Sayang.. (namun tak mendidik)
Mungkin Anda
pernah mendengar cerita perihal kupu-kupu 
yang cacat karena  DIBERI BANTUAN
oleh manusia? Saya kembali review sekilas cerita yang cukup menarik ini. 
Suatu ketika ada
seorang anak laki-laki yang sedang memperhatikan kepompong. Kepompong ini  begitu menyita perhatian sang bocah karena
disana terlihat perjuangan seekor bayi kupu-kupu yang berusaha untuk keluar
dari lubang kecil cangkang kepompong tersebut. Anak lelaki ini merasa iba
dengan si bayi kupu-kupu yang terlihat kepayahan untuk mencari jalan keluar dan
memang memakan waktu yang cukup lama. 
Karena rasa
kasihan, akhirnya sang anak memutuskan untuk membantu –membukakan jalan keluar-
bagi bayi kupu-kupu tersebut. Anak laki-laki itu kemudian menggunting cangkang
kepompong dengan harapan si bayi kupu-kupu bisa keluar dengan mudah tanpa harus
berlelah-lelah.
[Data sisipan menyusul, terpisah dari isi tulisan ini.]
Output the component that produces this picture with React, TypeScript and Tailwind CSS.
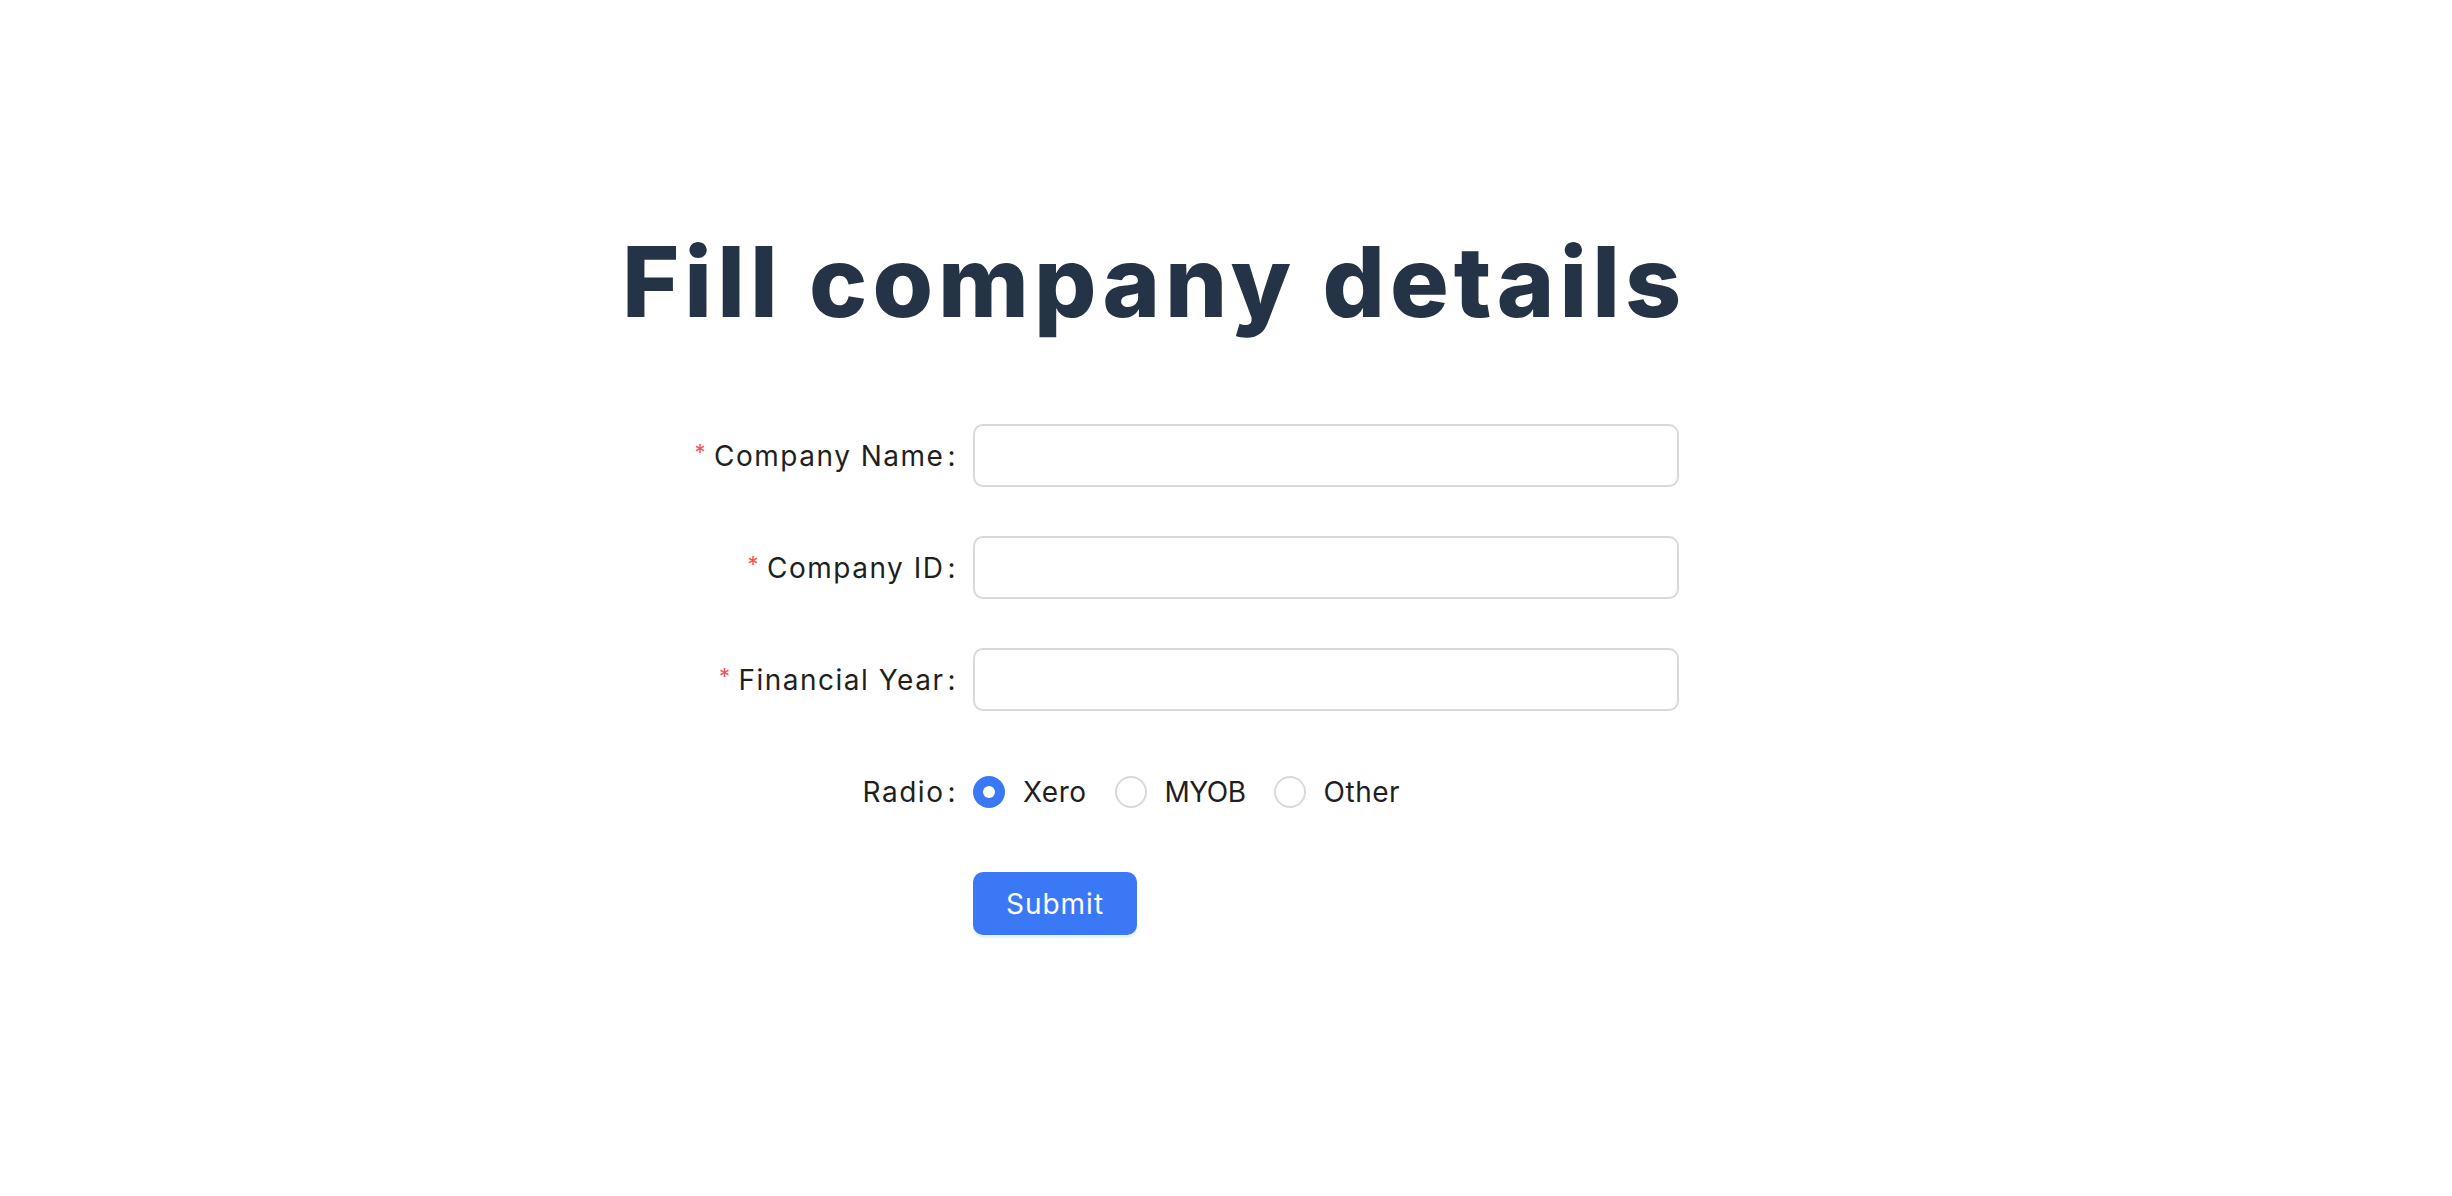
import React, { useState } from "react";

const fields = ["Company Name", "Company ID", "Financial Year"];
const options = ["Xero", "MYOB", "Other"];

const Label = ({ text, required }: { text: string; required?: boolean }) => (
  <div className="flex items-center justify-end pr-[16px] text-[28px] tracking-[1.5px] text-[#1f1f1f]">
    {required && <span className="mr-[7px] text-[22px] text-[#ff4d4f] relative -top-[3px]">*</span>}
    <span>{text}</span>
    <span className="ml-[3px]">:</span>
  </div>
);

export default function App() {
  const [choice, setChoice] = useState("Xero");

  return (
    <div className="min-h-screen bg-white font-['Inter',sans-serif]">
      <div className="pl-[620px] pt-[233px]">
        <h1 className="text-[98px] font-extrabold leading-none tracking-[5px] text-[#243346] pl-[2px]">
          Fill company details
        </h1>

        <form className="mt-[93px] grid grid-cols-[353px_706px] auto-rows-[63px] gap-y-[49px]">
          {fields.map((f) => (
            <React.Fragment key={f}>
              <Label text={f} required />
              <input
                className="h-[63px] w-full rounded-[10px] border-2 border-[#d9d9d9] bg-white px-4 text-[27px] outline-none"
                type="text"
              />
            </React.Fragment>
          ))}

          <Label text="Radio" />
          <div className="flex items-center gap-[28px] text-[28px] tracking-[0.5px] text-[#1f1f1f]">
            {options.map((o) => (
              <label key={o} className="flex cursor-pointer items-center" onClick={() => setChoice(o)}>
                {choice === o ? (
                  <span className="flex h-[32px] w-[32px] items-center justify-center rounded-full bg-[#3b78f5]">
                    <span className="h-[12px] w-[12px] rounded-full bg-white" />
                  </span>
                ) : (
                  <span className="h-[32px] w-[32px] rounded-full border-2 border-[#d9d9d9] bg-white" />
                )}
                <span className={o === "MYOB" ? "ml-[18px] tracking-[-0.5px]" : "ml-[18px]"}>{o}</span>
              </label>
            ))}
          </div>

          <div />
          <div>
            <button
              type="button"
              className="h-[63px] w-[164px] rounded-[10px] bg-[#3b78f5] text-[28px] tracking-[1px] text-white shadow-[0_3px_0_rgba(5,145,255,0.1)]"
            >
              Submit
            </button>
          </div>
        </form>
      </div>
    </div>
  );
}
Ya, bayi kupu-kupu memang bisa keluar dengan memudah, namun apa
yang terjadi??ternyata pertumbuhan kupu-kupu tersebut jadi kurang sempurna. Di
kala kupu-kupu yang lain dapat terbang tinggi dengan sayapnya yang elok,
kupu-kupu ini tidak bisa melakukannya sama sekali. Sayapnya memang ada, tapi
dengan ukuran yang lebih kecil. Ukuran sayap yang lebih kecil inilah yang
menyebabkan sang kupu-kupu sulit untuk terbang. Akhirnya mau tak mau, sang
kupu-kupu malang ini harus menerima kenyataan pahit ini sepanjang hidupnya.
Bila dikaitkan
dengan judul dari artikel ini, maka ada poin penting yang dapat kita ambil dari
kisah diatas, yaitu bahwa tidak semua yang orang anggap baik bagi anak-anak
kita, akan berdampak positif pula bagi mereka. Termasuk, sikap orang tua yang
terlalu protective, memanjakan berlebihan atau bergaya diktator MESKI dengan
alasan SAYANG. Sikap terlalu memanjakan, bisa membuat anak tidak mandiri. Sikap
terlalu protective, dapat membentuk seseorang anak yang penakut. Sikap terlalu
diktator, akan menjadikan kreativitas anak terpangkas. Dan semua ini akan
MENYULITKAN kehidupan anak di masa depannya kelak (tanpa orang tua sadari). 
Memanjakan
adalah memudahkan anak dengan memposisikan orang tua sebagai PELAYAN.
Protective yang tak bijak sama dengan memudahkan anak dengan memposisikan orang
tua sebagai PELINDUNG UTAMA. Sikap diktator adalah memudahkan anak dengan
meposisikan orang tua sebagai PEMBERI KEPUTUSAN tanpa melibatkan sang anak pada
proses pengambilan keputusan. Benang merah dari dampak sikap orang tua yang
seperti ini adalah menjadikan anak sebagai BONEKA HIDUP. Dampak yang cukup
dalam karena mematikan daya pikir-daya gerak-daya rasa. Ketika dewasa, anak
akan cenderung menjadi orang yang PASIF. Hidup, namun “minim daya guna.” Dengan
demikian, sama saja dengan memburamkan masa depan anak. 
Orang tua memang
WAJIB menyayangi putera-puterinya, namun dengan cara yang bijaksana dan tidak
berlebihan. Firman Tuhan memang benar adanya, bahwa segala yang berlebihan itu
tidaklah baik, dalam hal apapun. Kita harus ingat bahwa disamping tujuan yang
baik, dibutuhkan pula cara yang baik. Niat baik dengan cara yang salah, maka
hasilnya akan “mis”, begitupun sebaliknya. Rasa sayang memang baik, akan tetapi
bila diungkapkan dengan cara yang kurang tepat maka hasilnya seperti kisah
kupu-kupu malang di atas. Konon bersadarkan fakta sains, ketika kupu-kupu
kesulitan untuk keluar dari cangkang kepompong, itu adalah fase dimana terdapat
cairan (seperti hormon) yang sedang mengalir untuk mengoptimalkan perkembangan
tubuh (termasuk sayap) sang kupu-kupu. 
So, itulah sebabnya sang kupu-kupu
menjadi cacat ketika proses perjuangannya di per-instant oleh bocah laki-laki
tersebut.
Semoga Anda,
saya, kita semua… dapat menjadi orang tua PENYAYANG yang BIJAKSANA… aamiin.